Calling out a Hit on The Donald



It must be my week for posts about Trump….

Ross Douthat has written a piece for the New York Times: “The Party Still Decides” (HT LRC).

Calling on Lenin

From Ross:

POLITICAL parties are mentioned nowhere in the Constitution….

You would think this would end the conversation – well, in some countries maybe.  Not in banana republics.

What did some of the founding fathers (for lack of a better term) think about political parties?

There is nothing which I dread so much as a division of the republic into two great parties, each arranged under its leader, and concerting measures in opposition to each other. This, in my humble apprehension, is to be dreaded as the greatest political evil under our Constitution.

JOHN ADAMS

However [political parties] may now and then answer popular ends, they are likely in the course of time and things, to become potent engines, by which cunning, ambitious, and unprincipled men will be enabled to subvert the power of the people and to usurp for themselves the reins of government, destroying afterwards the very engines which have lifted them to unjust dominion.

GEORGE WASHINGTON

Well, there is the “con” side of the argument.  Will anyone speak for the “pro”?

A party is the vanguard of a class, and its duty is to lead the masses and not merely to reflect the average political level of the masses.

VLADIMIR LENIN

OK then.

Back to Ross:

…there will be a lot of talk about how all these rules and quirks and complexities are just a way for insiders to steal the nomination away from him…

Well, they have already said they are planning to do this, so…yeah…I guess we can talk about it.

We can expect to hear this case from Trump’s growing host of thralls and acolytes. (Ben Carson, come on down!)

Are Rubio’s supporters described as “thralls and acolytes”? 

But we will also hear it from the officially neutral press, where there will be much brow-furrowed concern over the perils of party resistance to Trump’s progress….

Finally, an open admission from a writer at the Times – as we will NOT hear this from the Times, there is no reason to continue pretending that this fish-wrap is “officially neutral.”

Murder, He Wrote

Ross goes on to predict (or suggest?) Trump’s fate:

Shakespeare’s Coriolanus, for one:

Coriolanus is the name given to a Roman general after his more than adequate military success against various uprisings challenging the government of Rome. Following this success, Coriolanus becomes active in politics and seeks political leadership. His temperament is unsuited for popular leadership and he is quickly deposed, whereupon he aligns himself to set matters straight according to his own will. The alliances he forges to accomplish his own will result in his ultimate downfall and death.
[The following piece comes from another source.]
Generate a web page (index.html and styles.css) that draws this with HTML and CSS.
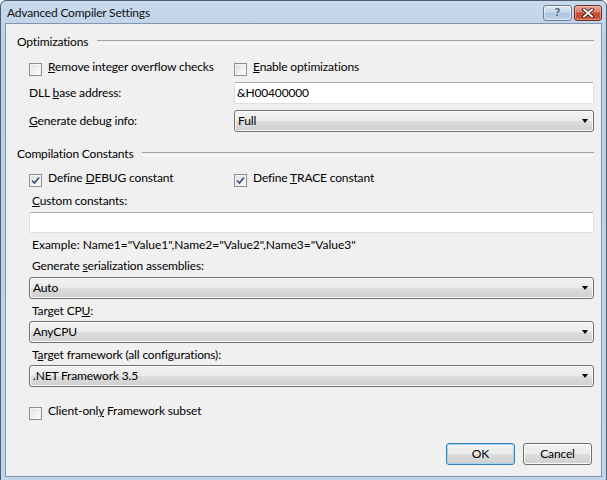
FILE: index.html
```html
<!DOCTYPE html>
<html lang="en">
<head>
<meta charset="utf-8">
<title>Advanced Compiler Settings</title>
<link rel="stylesheet" href="styles.css">
</head>
<body>
<div class="window">
  <div class="titlebar">
    <span class="title">Advanced Compiler Settings</span>
    <div class="caption-buttons">
      <span class="cap-btn help">?</span>
      <span class="cap-btn close">
        <svg width="14" height="10" viewBox="0 0 14 10"><path d="M3 1.5 L11 8.5 M11 1.5 L3 8.5" stroke="#4a1a14" stroke-width="3.6" stroke-linecap="square"/><path d="M3 1.5 L11 8.5 M11 1.5 L3 8.5" stroke="#ffffff" stroke-width="1.8" stroke-linecap="square"/></svg>
      </span>
    </div>
  </div>
  <div class="client">
    <div class="group-header">Optimizations</div>
    <div class="section">
      <div class="two-col check-row">
        <label class="check"><span class="box"></span><span><u>R</u>emove integer overflow checks</span></label>
        <label class="check"><span class="box"></span><span><u>E</u>nable optimizations</span></label>
      </div>
      <div class="two-col field-row dll-row">
        <span class="label">DLL <u>b</u>ase address:</span>
        <div class="textbox">&amp;H00400000</div>
      </div>
      <div class="two-col field-row debug-row">
        <span class="label"><u>G</u>enerate debug info:</span>
        <div class="combo"><span>Full</span><span class="arrow"></span></div>
      </div>
    </div>

    <div class="group-header compile-header">Compilation Constants</div>
    <div class="section">
      <div class="two-col check-row const-row">
        <label class="check"><span class="box checked"><svg width="9" height="9" viewBox="0 0 9 9"><path d="M1 4.5 L3.5 7 L8 1.5" fill="none" stroke="#3d4f7c" stroke-width="1.7"/></svg></span><span>Define <u>D</u>EBUG constant</span></label>
        <label class="check"><span class="box checked"><svg width="9" height="9" viewBox="0 0 9 9"><path d="M1 4.5 L3.5 7 L8 1.5" fill="none" stroke="#3d4f7c" stroke-width="1.7"/></svg></span><span>Define <u>T</u>RACE constant</span></label>
      </div>
      <div class="text-label custom-label"><u>C</u>ustom constants:</div>
      <div class="textbox wide"></div>
      <div class="text-label example">Example: Name1="Value1",Name2="Value2",Name3="Value3"</div>
      <div class="text-label ser-label">Generate <u>s</u>erialization assemblies:</div>
      <div class="combo wide first-combo"><span>Auto</span><span class="arrow"></span></div>
      <div class="text-label after-combo">Target CP<u>U</u>:</div>
      <div class="combo wide"><span>AnyCPU</span><span class="arrow"></span></div>
      <div class="text-label after-combo">T<u>a</u>rget framework (all configurations):</div>
      <div class="combo wide"><span>.NET Framework 3.5</span><span class="arrow"></span></div>
      <div class="check-row client-row">
        <label class="check"><span class="box"></span><span>Client-onl<u>y</u> Framework subset</span></label>
      </div>
    </div>

    <div class="button-row">
      <span class="btn default">OK</span>
      <span class="btn">Cancel</span>
    </div>
  </div>
</div>
</body>
</html>
```
FILE: styles.css
```css
* { box-sizing: border-box; }
html, body { margin: 0; padding: 0; }
body {
  width: 607px;
  height: 480px;
  overflow: hidden;
  background: #ffffff;
  font-family: "Lato", "Open Sans", sans-serif;
  font-size: 12px;
  letter-spacing: -0.15px;
  color: #000;
}
u { text-decoration: underline; text-underline-offset: 1px; }

.window {
  width: 607px;
  height: 482px;
  border: 1px solid #4f5d6c;
  border-radius: 6px 6px 0 0;
  background: linear-gradient(#c8d9ed, #bcd1e8 40px, #c0d4ea);
  display: flex;
  flex-direction: column;
}

.titlebar {
  height: 22px;
  flex: none;
  display: flex;
  align-items: flex-start;
  padding: 0 4px 0 6px;
}
.title { flex: 1; line-height: 23px; color: #111; letter-spacing: -0.2px; }
.caption-buttons { display: flex; gap: 2px; margin-top: 4px; }
.cap-btn {
  height: 16px;
  border-radius: 3px;
  display: flex;
  align-items: center;
  justify-content: center;
}
.help {
  width: 29px;
  border: 1px solid #6b7c90;
  background: linear-gradient(#dce7f3, #c7d8ec 45%, #adc5df 50%, #bcd2e9);
  box-shadow: inset 0 0 0 1px rgba(255,255,255,0.5);
  font-family: "DejaVu Sans", sans-serif;
  font-weight: 700;
  font-size: 11px;
  line-height: 14px;
  letter-spacing: 0;
  color: #5d6c80;
  text-shadow: 0 0 1px #fff, 0 0 1px #fff;
}
.close {
  width: 28px;
  border: 1px solid #6e2b22;
  background: linear-gradient(#e9a899, #d67a66 45%, #c4472f 50%, #cc5d42);
  box-shadow: inset 0 0 0 1px rgba(255,210,200,0.45);
}

.client {
  flex: 1;
  margin: 0 4px 4px;
  border: 1px solid #8294ab;
  background: #f0f0f0;
  display: flex;
  flex-direction: column;
  padding: 10px 7px 11px 11px;
}

.group-header {
  display: flex;
  align-items: center;
  height: 16px;
  line-height: 16px;
}
.group-header::after {
  content: "";
  flex: 1;
  height: 2px;
  margin-left: 9px;
  border-top: 1px solid #a0a0a0;
  border-bottom: 1px solid #ffffff;
}
.compile-header { margin-top: 14px; }

.section { margin-left: 12px; display: flex; flex-direction: column; }

.two-col { display: grid; grid-template-columns: 205px 1fr; }

.check-row { height: 16px; margin-top: 9px; }
.const-row { margin-top: 8px; }
.client-row { margin-top: 16px; }
.check { display: flex; align-items: flex-start; gap: 6px; line-height: 16px; }
.box {
  width: 13px;
  height: 13px;
  margin-top: 4px;
  flex: none;
  border: 1px solid #8e8f8f;
  background: linear-gradient(135deg, #dcdcdc, #f6f6f6 70%, #ffffff);
  box-shadow: inset 0 0 0 1px #f4f4f4;
  display: flex;
  align-items: center;
  justify-content: center;
}

.field-row { align-items: center; }
.dll-row { margin-top: 7px; }
.debug-row { margin-top: 6px; }
.label { line-height: 16px; }

.textbox {
  height: 22px;
  background: #fff;
  border: 1px solid #dbdfe6;
  border-top-color: #abadb3;
  border-radius: 2px;
  padding-left: 2px;
  line-height: 20px;
}
.textbox.wide { height: 21px; margin-top: 3px; }

.combo {
  height: 22px;
  border: 1px solid #707070;
  border-radius: 3px;
  background: linear-gradient(#f2f2f2, #ebebeb 50%, #dddddd 50%, #cfcfcf);
  box-shadow: inset 0 0 0 1px #fafafa;
  display: flex;
  align-items: center;
  justify-content: space-between;
  padding: 0 5px 0 3px;
  line-height: 20px;
}
.combo.wide { margin-top: 2px; }
.combo.first-combo { margin-top: 3px; }
.arrow {
  width: 0;
  height: 0;
  border-left: 3.5px solid transparent;
  border-right: 3.5px solid transparent;
  border-top: 4px solid #000;
}

.text-label { line-height: 16px; padding-left: 3px; }
.custom-label { margin-top: 7px; }
.example { margin-top: 4px; letter-spacing: 0; }
.ser-label { margin-top: 5px; }
.after-combo { margin-top: 4px; }

.button-row {
  margin-top: auto;
  display: flex;
  justify-content: flex-end;
  gap: 8px;
  margin-right: 2px;
}
.btn {
  width: 69px;
  height: 22px;
  border: 1px solid #707070;
  border-radius: 3px;
  background: linear-gradient(#f2f2f2, #ebebeb 50%, #dddddd 50%, #cfcfcf);
  box-shadow: inset 0 0 0 1px #fcfcfc;
  display: flex;
  align-items: center;
  justify-content: center;
  line-height: 20px;
}
.btn.default {
  border-color: #3c7fb1;
  box-shadow: inset 0 0 0 1px #9ed7f5;
}
```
He is murdered for his supposed betrayal of Rome.

George Wallace for another:

He was a U.S. Presidential candidate for four consecutive elections, in which he sought the Democratic Party nomination in 1964, 1972, and 1976, and was the American Independent Party candidate in the 1968 presidential election. He remains the last third party candidate to receive a state's electoral college votes.

A 1972 assassination attempt left Wallace paralyzed, and he used a wheelchair for the remainder of his life.

Huey Long for a third:

Huey Pierce Long, Jr. (August 30, 1893 – September 10, 1935), nicknamed The Kingfish, was an American politician who served as the 40th Governor of Louisiana from 1928 to 1932 and as a member of the United States Senate from 1932 until his assassination in 1935.

One fictional character, two flesh-and-blood humans; this pretty much covers everything that is Trump – and about in the right ratio.

An Adolf by Any Other Name…

To add insult to assassination, Ross throws in a Hitler comparison – not directly, because that would not be “neutral.”  Instead, he offers Sinclair Lewis’s Buzz Windrip:

…the novel describes the rise of Berzelius "Buzz" Windrip, a populist United States Senator who is elected to the presidency after promising drastic economic and social reforms while promoting a return to patriotism and traditional values. After his election, Windrip takes complete control of the government and imposes a plutocratic/totalitarian rule with the help of a ruthless paramilitary force, in the manner of Adolf Hitler and the SS.

Conclusion

You have to be a pretty good writer to draw on the politics of Lenin, call three times for an assassination attempt, and make a Hitler comparison – all without saying so directly even once.

5 comments:

  1. it is fun to see the worms squirm and about time they be made to do so.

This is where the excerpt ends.